Revue

THE CRIMSON COACH by GYULA KRÚDY
Éditions Corvina, Budapest, 1968

L’œuvre de Gyula Krúdy (1878-1933) est l’une de ces œuvres à double face qui appartiennent à l’avenir en même temps qu’au passé. S’il est permis de voir dans cet écrivain un représentant tardif de l’école romantique, il est non moins vrai qu’à l’inverse d’un Oscar Wilde qui liquidait le romantisme en le profanant, Krúdy ne se contentait pas du refus du réalisme du XIXe siècle, mais allait plus loin en créant une prose très individuelle, et pourtant si proche du style expérimental d’un Proust, d’une Virginia Woolf ou des surréalistes. Ses récits appartiennent à ce genre littéraire auquel les Anglais ont donné le nom de « romance ». Henry James a découvert, chez les amateurs de ce genre, quelque ressemblance avec cet homme qui, après avoir lancé un ballon, laisse celui-ci flotter toujours plus haut dans le ciel pour couper au moment voulu la ficelle qui le rattachait à la terre. Pour assurer à ce procédé sa valeur artistique, il faut faire en sorte que le lecteur ne l’aperçoive pas.

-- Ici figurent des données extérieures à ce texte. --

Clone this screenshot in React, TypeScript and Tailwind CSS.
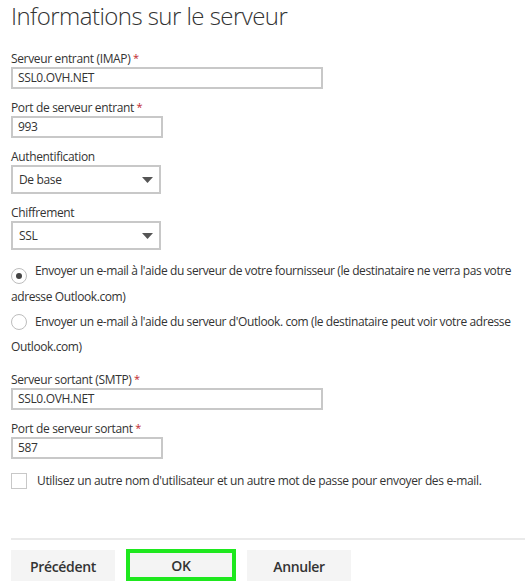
import { useState } from 'react';

// ── Small pieces ──────────────────────────────────────────────────────────────
function FieldLabel({ text, required }: { text: string; required?: boolean }) {
  return (
    <div className="h-[16px] text-[12px] leading-[16px] text-[#333]">
      {text}
      {required && <span className="relative -top-[1px] text-[#c0272d] text-[11px] leading-none"> *</span>}
    </div>
  );
}

function TextBox({ value, wide }: { value: string; wide?: boolean }) {
  return (
    <div
      className={`${wide ? 'w-[312px]' : 'w-[152px]'} h-[22px] border-2 border-[#c8c8c8] bg-white px-[5px] text-[12px] leading-[18px] text-[#333]`}
    >
      {value}
    </div>
  );
}

function Dropdown({ value }: { value: string }) {
  return (
    <div className="w-[150px] h-[29px] border-2 border-[#c8c8c8] bg-white flex items-center justify-between pl-[6px] pr-[6px] text-[12px] text-[#333]">
      <span>{value}</span>
      <svg width="11" height="6" viewBox="0 0 11 6">
        <path d="M0 0 L11 0 L5.5 6 Z" fill="#555" />
      </svg>
    </div>
  );
}

function Radio({ checked, children }: { checked?: boolean; children: React.ReactNode }) {
  return (
    <div className="text-[12px] leading-[25px] text-[#333] tracking-[-0.4px]">
      <span className="inline-flex align-[-4px] w-[16px] h-[16px] rounded-full border border-[#bdbdbd] items-center justify-center mr-[8px]">
        {checked && <span className="w-[6px] h-[6px] rounded-full bg-[#444]" />}
      </span>
      {children}
    </div>
  );
}

export default function App() {
  const [useOther] = useState(false);

  return (
    <div className="w-[525px] h-[581px] overflow-hidden bg-white px-[11px] font-['Open_Sans',sans-serif] tracking-[-0.35px]">
      <h1 className="text-[24px] leading-[32px] font-light text-[#333] mt-0 tracking-[-0.55px]">Informations sur le serveur</h1>

      <div className="mt-[19px] flex flex-col">
        <FieldLabel text="Serveur entrant (IMAP)" required />
        <TextBox value="SSL0.OVH.NET" wide />

        <div className="mt-[11px]">
          <FieldLabel text="Port de serveur entrant" required />
          <TextBox value="993" />
        </div>

        <div className="mt-[11px]">
          <FieldLabel text="Authentification" />
          <Dropdown value="De base" />
        </div>

        <div className="mt-[11px]">
          <FieldLabel text="Chiffrement" />
          <Dropdown value="SSL" />
        </div>

        <div className="mt-[8px]">
          <Radio checked>
            Envoyer un e-mail à l'aide du serveur de votre fournisseur (le destinataire ne verra pas votre adresse Outlook.com)
          </Radio>
          <Radio>
            Envoyer un e-mail à l'aide du serveur d'Outlook. com (le destinataire peut voir votre adresse Outlook.com)
          </Radio>
        </div>

        <div className="mt-[13px]">
          <FieldLabel text="Serveur sortant (SMTP)" required />
          <TextBox value="SSL0.OVH.NET" wide />
        </div>

        <div className="mt-[11px]">
          <FieldLabel text="Port de serveur sortant" required />
          <TextBox value="587" />
        </div>

        <label className="mt-[14px] flex items-center gap-[10px] text-[12px] leading-[16px] text-[#333]">
          <span className="w-[16px] h-[16px] border border-[#c8c8c8] bg-white shrink-0">
            {useOther && <span className="block w-full h-full bg-[#444]" />}
          </span>
          Utilisez un autre nom d'utilisateur et un autre mot de passe pour envoyer des e-mail.
        </label>
      </div>

      <div className="mt-[49px] h-[2px] bg-[#eaeaea] -mr-[11px]" />

      <div className="mt-[10px] flex gap-[11px]">
        <button className="w-[104px] h-[32px] bg-[#f4f4f4] text-[14px] font-semibold text-[#333]">Précédent</button>
        <button className="w-[110px] h-[32px] -mt-[1px] bg-[#f4f4f4] border-[4px] border-[#1ee81e] text-[14px] font-semibold text-[#333]">OK</button>
        <button className="w-[104px] h-[32px] bg-[#f4f4f4] text-[14px] font-semibold text-[#333]">Annuler</button>
      </div>
    </div>
  );
}
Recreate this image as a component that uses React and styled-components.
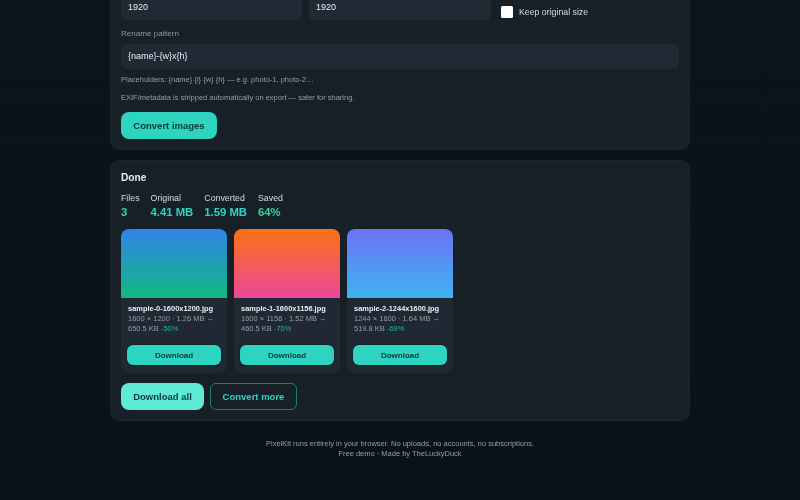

Krúdy nous laisse toujours dans l’incertitude en ce qui concerne les liens par lesquels le monde imaginaire qu’il décrit est rattaché à la réalité. C’est peut-être en cela que réside son charme exceptionnel. Édouard Alvinczi, par exemple, le héros de la Diligence rouge (1913), semble être à première vue le dernier représentant d’un type de grands seigneurs qui appartient déjà au passé. Mais, ce type, a-t-il jamais existé? L’atmosphère chimérique qui l’entoure, donne-t-elle plutôt à penser que les manières et la philosophie de cet étrange personnage doivent leur existence, au moins en partie, à l’imagination de l’auteur, tout comme ces personnages de l’époque d’Edward que James a décrits dans ses derniers romans?

L’œuvre de Krúdy nous introduit dans un monde autonome qui a ses lois propres. Naturellement, on peut dire la même chose de l’œuvre d’un auteur si profondément différent de lui qu’est, par exemple, Faulkner. Dans un tel monde, les personnages suivent chacun son propre chemin et ne semblent entretenir aucun rapport avec leur milieu. Kázmér Rezeda — un des personnages favoris de Krúdy — jette des lettres d’amour par la fenêtre des femmes inconnues, et dont il ne fera jamais la connaissance, pendant qu’il fait sa promenade accoutumée dans les petites rues du château de Buda où il poursuit de longues conversations avec le spectre de quelque ancien roi. Le passé et le présent se confondent ici, le caractère des personnages et la description du milieu obéissent à des lois très individuelles, et tout est subordonné à la subjectivité d’un narrateur qui lui-même participe aux événements — ce qui veut dire que les efforts artistiques de Krúdy tendent à créer une certaine tonalité qui lui est particulière (et qui fait songer parmi les représentants du roman contemporain à un Robert Pinget). Pour avoir accès au monde de Krúdy, il faut être sensible aux petites nuances de cette tonalité.